Margarita pie
12
Points®
Total time: 2 hr 40 min • Prep: 25 min • Cook: 5 min • Serves: 8 • Difficulty: Easy
All the flavors that make margaritas so beloved are reinterpreted in this tequila-spiked dessert. This pie is a welcome addition to almost any occasion, just like its namesake drink, but is particularly refreshing in the heat of summer. The pretzel crust provides a nice salty, crunchy contrast to the smooth, tart lime filling, and a splash of orange-flavored liqueur adds another sweet, citrusy dimension to the pie. We used frozen limeade to give us a jumpstart and added vanilla ice cream to give it wonderful richness. One lime will provide enough fresh zest for this dessert. Give the pie at least 2 hours before slicing it so it can firm up properly.


Ingredients
Pretzel
2⅓ oz, miniature twists (about 2 cups)
Sugar
1 Tbsp
Light butter
2 Tbsp, at room temperature
Frozen limeade concentrate
6 oz, slightly thawed, divided
Light vanilla ice cream
4 cup(s)
Tequila
1½ fl oz, (3 Tbsp)
Orange-flavored liqueur
½ fl oz, (1 Tbsp)
Lime zest
1 tsp, or to taste
Instructions
1
Preheat oven to 375°F. To make crust, in a food processor or blender, process pretzels into crumbs; add sugar and pulse until combined.
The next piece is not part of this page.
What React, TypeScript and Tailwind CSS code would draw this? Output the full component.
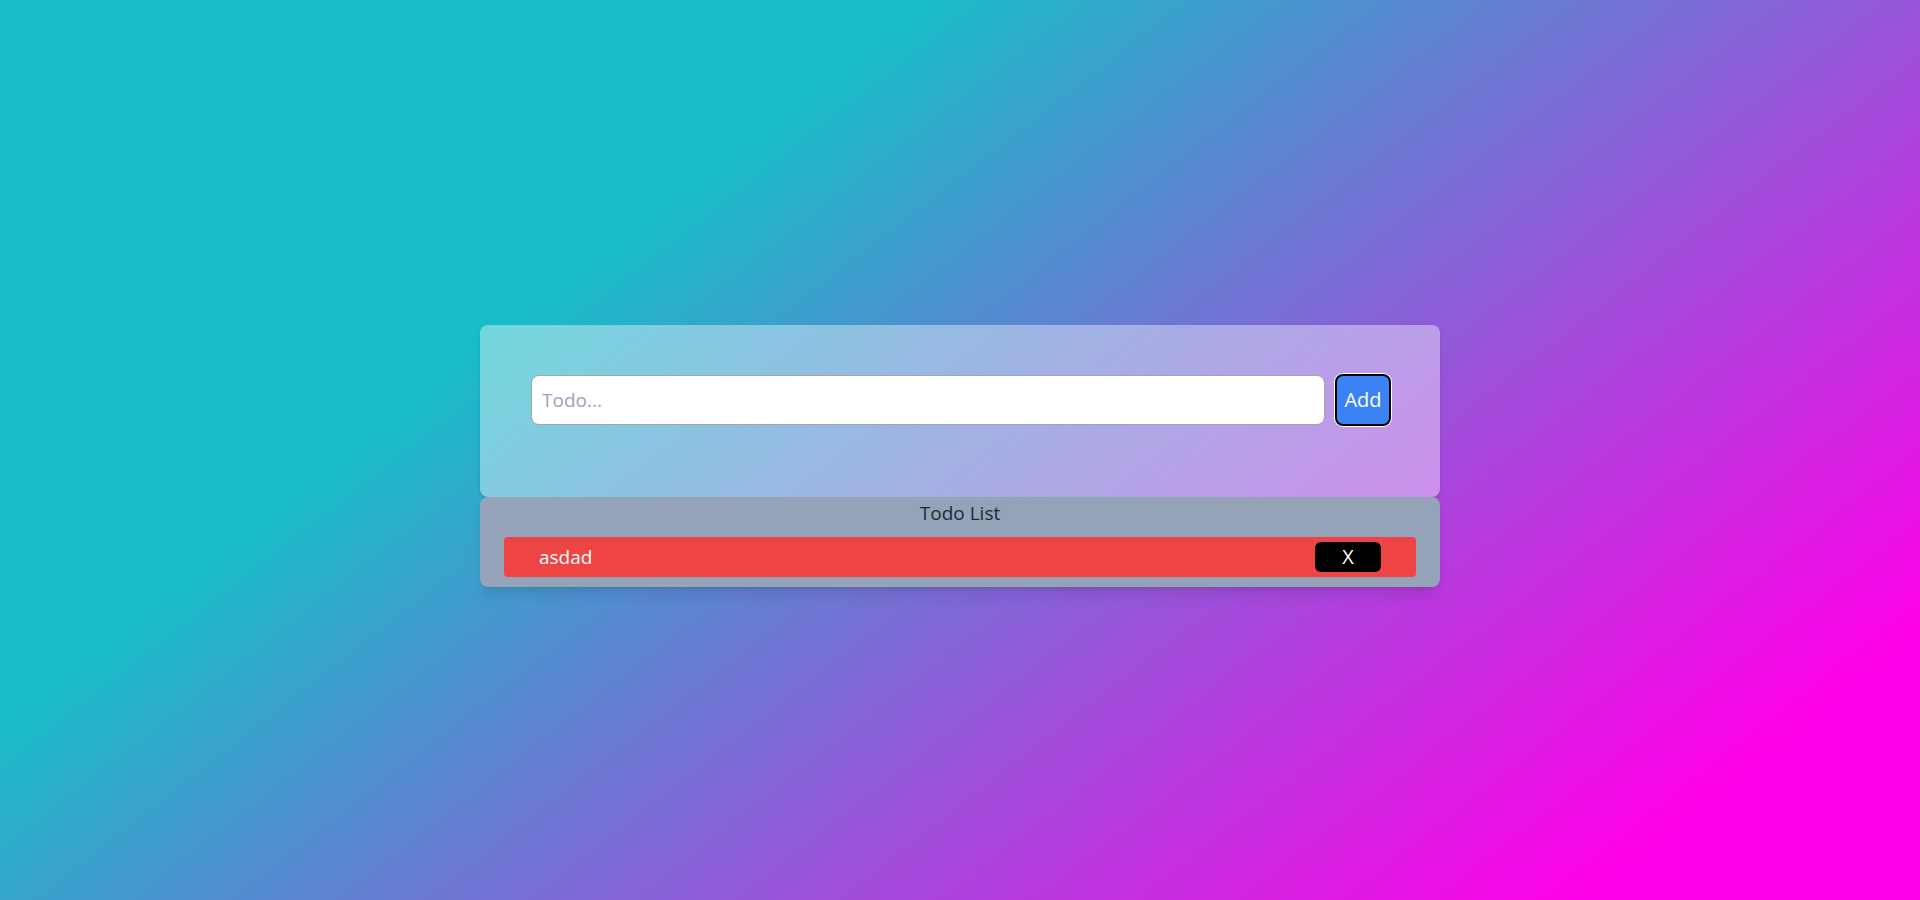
import React from "react";

export default function App() {
  return (
    <div
      className="min-h-screen w-full bg-[linear-gradient(142deg,#18bdc8_30%,#ff00e8_89%)] pt-[325px]"
      style={{ fontFamily: '"Segoe UI", "Open Sans", "Noto Sans", sans-serif' }}
    >
      <div className="mx-auto w-[960px]">
        <div className="rounded-lg bg-white/40 pl-[51px] pr-[49px] pt-[49px] pb-[71px] shadow-md">
          <div className="flex items-center gap-[10px]">
            <input
              type="text"
              placeholder="Todo..."
              className="h-[50px] flex-1 rounded-lg border border-[#a3a3ad] bg-white pl-[10px] text-[19px] text-gray-800 outline-none placeholder:text-[#9aa3b8]"
            />
            <button className="h-[52px] w-[56px] rounded-lg border-2 border-black bg-[#3b82f6] text-[20px] text-white ring-1 ring-white">
              Add
            </button>
          </div>
        </div>
        <div className="rounded-lg bg-[#94a3b8] px-[24px] pb-[10px] pt-[2px] shadow-lg">
          <div className="text-center text-[19px] leading-[28px] text-[#1f2937]">Todo List</div>
          <div className="mt-[10px] flex h-[40px] items-center justify-between rounded bg-[#ef4444] px-[35px]">
            <span className="text-[19px] text-white">asdad</span>
            <button className="flex h-[30px] w-[66px] items-center justify-center rounded-md bg-black text-[20px] text-white">
              X
            </button>
          </div>
        </div>
      </div>
    </div>
  );
}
Add butter; mix well. With machine running, add 2 tablespoons limeade concentrate; process until well-mixed.
2
Spoon crust mixture into an ungreased 9-inch pie plate. With back of a spoon, press mixture firmly into bottom and up sides of pan to form a pie shell. Bake until set, about 5 minutes; place in freezer for 10 minutes to cool.
3
Meanwhile, in a clean food processor or electric mixer, combine ice cream, remaining limeade concentrate, tequila and liqueur; process or mix until just blended. Spoon ice cream mixture into cooled pie shell and sprinkle with lime zest. Freeze for 2 hours before cutting into 8 pieces. Yields 1 slice per serving.